Albuquerque Journal/January 5, 2016

Santa Fe, New Mexico — A judge has ruled that a cult leader convicted of sex crimes in 2008 should be released early from a New Mexico prison after being diagnosed with skin cancer.

The state Department of Corrections says 74-year-old Wayne Bent must appear before a parole board before any decision is made.

KRQE-TV reported Tuesday that a Jan. 26 hearing has been set to clarify the judge’s amended motion to release Bent from prison so he can get medical treatment.

A jury sentenced Bent to 10 years in prison after he was found guilty of lying naked in bed with two teenage girls at his northern New Mexico compound near Clayton, in the state’s northeast corner.

Bent, who’s been in prison for nearly seven years, also was convicted of criminal sexual contact and contributing to the delinquency of a minor.

Bent, also known as Michael Travesser, was the leader of a religious community called the Strong City compound. He was charged with criminal sexual contact with minors based on ceremonies he claimed were cleansing ceremonies, convicted in a jury trial in Taos in 2008 and sentenced to 10 years.

Bent claims God spoke to him in 2000 and told him he was the messiah.

He was accused of lying in bed with naked 14- and 16-year-old sisters in separate incidents in 2006. He and the girls testified that the incidents were spiritual exercises and that nothing happened sexually.

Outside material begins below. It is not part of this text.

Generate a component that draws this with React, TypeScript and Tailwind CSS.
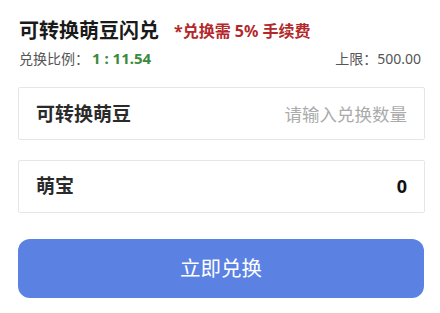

In October 2012, the New Mexico Supreme Court overturned a state Court of Appeals ruling and reinstated Bent’s convictions, saying that even though his sex crimes indictment was flawed, the remedy could not be a new trial.

“At this point in the proceedings – post conviction – there is simply no adequate remedy available for (the) defendant,” the high court said then.

In its June 2011 opinion, the Court of Appeals had ordered a new trial, agreeing with Bent’s defense that a grand jury that indicted him three years earlier had no authority to act at the time, because it was long past the 90 days of its authority.

But Bent, whose arrest made national headlines, was never released while the Supreme Court had the case under consideration.

For a time, based on a court order, Bent was fed a liquid diet by a feeding tube after refusing to eat while locked up at the Central New Mexico Correctional Facility.